**Task to carry out:** Track down the lines that contain "React" and copy them.

**Material to process:**
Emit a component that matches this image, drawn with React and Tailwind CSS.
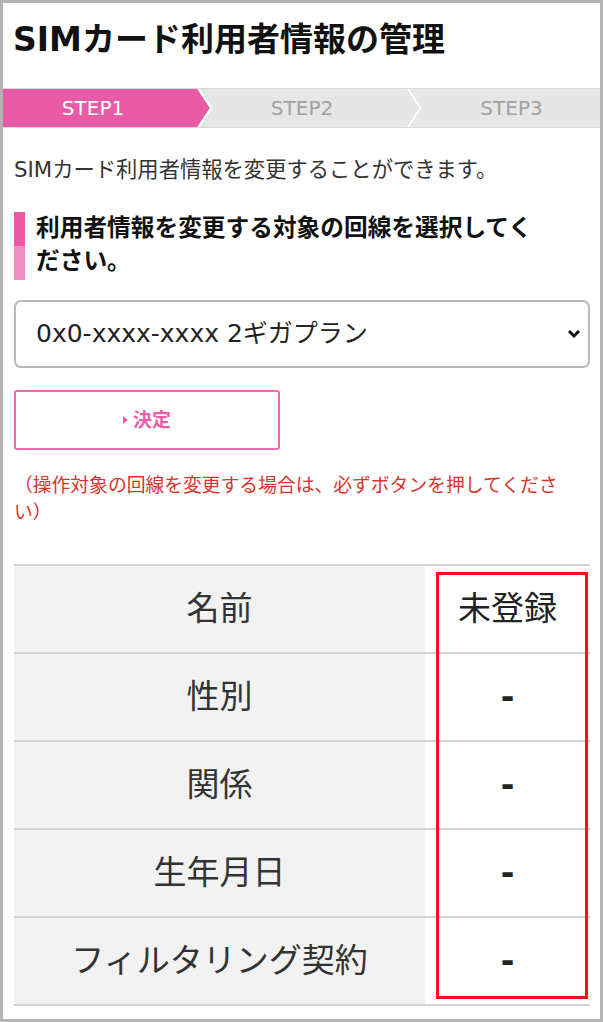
import React from 'react';

const rows = [
  { label: '名前', value: '未登録' },
  { label: '性別', value: '-' },
  { label: '関係', value: '-' },
  { label: '生年月日', value: '-' },
  { label: 'フィルタリング契約', value: '-' },
];

function StepBar() {
  return (
    <div className="flex h-[40px] mt-[26px] bg-[#e6e6e6] border-y border-[#d9d9d9] text-[20px]">
      {/* STEP1 active */}
      <div className="relative w-[194px] bg-[#ea5ba7] flex items-center justify-center pr-[14px] text-white">
        STEP1
        <svg className="absolute left-full top-0 h-full w-[16px] z-10" viewBox="0 0 16 38" preserveAspectRatio="none">
          <path d="M0 0 L13 19 L0 38 Z" fill="#ea5ba7" />
          <polyline points="1.2,-1 14.2,19 1.2,39" fill="none" stroke="#ffffff" strokeWidth="2" />
        </svg>
      </div>
      <div className="relative w-[210px] flex items-center justify-center text-[#a0a0a0]">
        STEP2
        <svg className="absolute left-full top-0 h-full w-[16px] z-10" viewBox="0 0 16 38" preserveAspectRatio="none">
          <polyline points="0.5,-1 13.5,19 0.5,39" fill="none" stroke="#ffffff" strokeWidth="2" />
        </svg>
      </div>
      <div className="flex-1 flex items-center justify-center pl-[16px] text-[#a0a0a0]">STEP3</div>
    </div>
  );
}

export default function App() {
  return (
    <div className="w-[603px] h-[1022px] overflow-hidden bg-white border-[3px] border-[#b4b4b4] font-['DejaVu_Sans','Noto_Sans_CJK_JP',sans-serif]">
      {/* Title */}
      <h1 className="pt-[15px] pl-[10px] text-[33px] leading-[44px] font-bold text-[#111]">
        SIMカード利用者情報の管理
      </h1>

      <StepBar />

      <div className="pl-[11px] pr-[10px]">
        <p className="mt-[27px] text-[21.3px] leading-[30px] text-[#333]">
          SIMカード利用者情報を変更することができます。
        </p>

        {/* Section heading */}
        <div className="mt-[27px] flex gap-[11px]">
          <div className="w-[11px] flex flex-col shrink-0">
            <div className="flex-1 bg-[#ec5aa6]" />
            <div className="flex-1 bg-[#f38ec4]" />
          </div>
          <h2 className="w-[510px] text-[23.7px] leading-[33px] font-bold text-[#111] pb-[2px]">
            利用者情報を変更する対象の回線を選択してください。
          </h2>
        </div>

        {/* Line select */}
        <div className="mt-[20px] h-[68px] flex items-center justify-between rounded-[7px] border-2 border-[#b9b9b9] pl-[20px] pr-[7px]">
          <span className="text-[25px] text-[#222]">0x0-xxxx-xxxx 2ギガプラン</span>
          <svg width="14" height="10" viewBox="0 0 14 10">
            <polyline points="2,2 7,7 12,2" fill="none" stroke="#111" strokeWidth="3" />
          </svg>
        </div>

        {/* Submit */}
        <button className="mt-[22px] w-[266px] h-[60px] flex items-center justify-center gap-[5px] rounded-[3px] border-2 border-[#ee6aae] bg-white text-[#ec5fa8] text-[19px] font-bold">
          <svg width="5" height="8" viewBox="0 0 5 8">
            <path d="M0 0 L5 4 L0 8 Z" fill="#ec5fa8" />
          </svg>
          決定
        </button>

        <p className="mt-[22px] w-[560px] text-[18.8px] leading-[27px] text-[#d9342b]">
          （操作対象の回線を変更する場合は、必ずボタンを押してください）
        </p>

        {/* Info table */}
        <div className="relative mt-[38px] border-b-2 border-[#d3d3d3]">
          {rows.map((row) => (
            <div key={row.label} className="flex h-[88px] border-t-2 border-[#d3d3d3] text-[33px] text-[#333]">
              <div className="w-[411px] bg-[#f2f2f2] flex items-center justify-center">{row.label}</div>
              <div className={`flex-1 flex items-center justify-center text-[#222] ${row.value === '-' ? 'font-bold' : ''}`}>
                {row.value}
              </div>
            </div>
          ))}
          {/* highlight frame */}
          <div className="absolute left-[422px] right-[2px] top-[8px] bottom-[5px] border-[3px] border-[#ff0a1e] pointer-events-none" />
        </div>
      </div>
    </div>
  );
}
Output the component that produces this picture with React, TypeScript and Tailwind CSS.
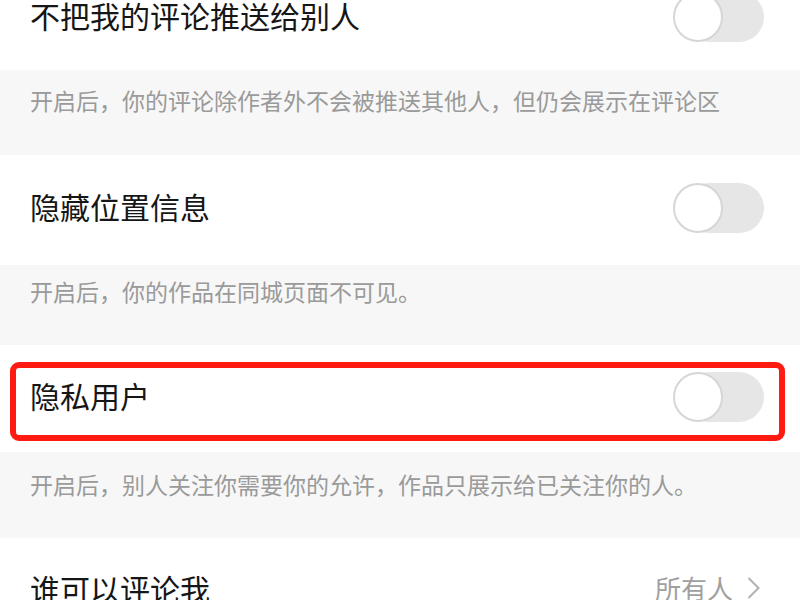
import React from "react";

const font = { fontFamily: '"Noto Sans CJK SC", "Noto Sans", sans-serif' };

function Toggle() {
  return (
    <div className="relative h-[50px] w-[91px] shrink-0">
      <div className="absolute right-0 top-0 h-[50px] w-[80px] rounded-full bg-[#e6e6e6]" />
      <div className="absolute left-0 top-0 h-[50px] w-[50px] rounded-full border-2 border-[#d6d6d6] bg-white" />
    </div>
  );
}

function SwitchRow({
  title,
  marked,
  h = "h-[110px]",
  pad = "pb-[4px]",
}: {
  title: string;
  marked?: boolean;
  h?: string;
  pad?: string;
}) {
  return (
    <div className={`relative flex items-center justify-between bg-white pl-[30px] pr-[36px] ${h} ${pad}`}>
      <span className="mb-[4px] text-[30px] leading-none text-[#161616]">{title}</span>
      <Toggle />
      {marked && (
        <div className="pointer-events-none absolute left-[10px] right-[15px] top-[17px] h-[79px] rounded-[9px] border-[6px] border-[#ff1a12]" />
      )}
    </div>
  );
}

function Note({ text, h, pt, size }: { text: string; h: string; pt: string; size: string }) {
  return (
    <div className={`bg-[#f7f7f7] pl-[30px] ${h} ${pt}`}>
      <p className={`whitespace-nowrap leading-none text-[#9a9a9a] ${size}`}>{text}</p>
    </div>
  );
}

export default function App() {
  return (
    <div className="h-[600px] w-[800px] overflow-hidden bg-white" style={font}>
      <div className="-mt-[40px]">
        <SwitchRow title="不把我的评论推送给别人" pad="pt-[4px]" />
        <Note
          text="开启后，你的评论除作者外不会被推送其他人，但仍会展示在评论区"
          h="h-[85px]"
          pt="pt-[19px]"
          size="text-[23px]"
        />
        <SwitchRow title="隐藏位置信息" />
        <Note text="开启后，你的作品在同城页面不可见。" h="h-[80px]" pt="pt-[15px]" size="text-[23px]" />
        <SwitchRow title="隐私用户" marked h="h-[107px]" />
        <Note
          text="开启后，别人关注你需要你的允许，作品只展示给已关注你的人。"
          h="h-[86px]"
          pt="pt-[21px]"
          size="text-[23px]"
        />
        <div className="flex h-[100px] items-center justify-between bg-white pl-[30px] pr-[40px]">
          <span className="text-[30px] leading-none text-[#161616]">谁可以评论我</span>
          <div className="flex items-center gap-[14px] text-[#a0a0a0]">
            <span className="text-[26px] leading-none">所有人</span>
            <svg width="13" height="24" viewBox="0 0 13 24" fill="none">
              <path d="M1.5 2l10 10-10 10" stroke="#b0b0b0" strokeWidth="2" />
            </svg>
          </div>
        </div>
      </div>
    </div>
  );
}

**The answer:**
Emit a component that matches this image, drawn with React and Tailwind CSS.
import React from 'react';
Output the component that produces this picture with React, TypeScript and Tailwind CSS.
import React from "react";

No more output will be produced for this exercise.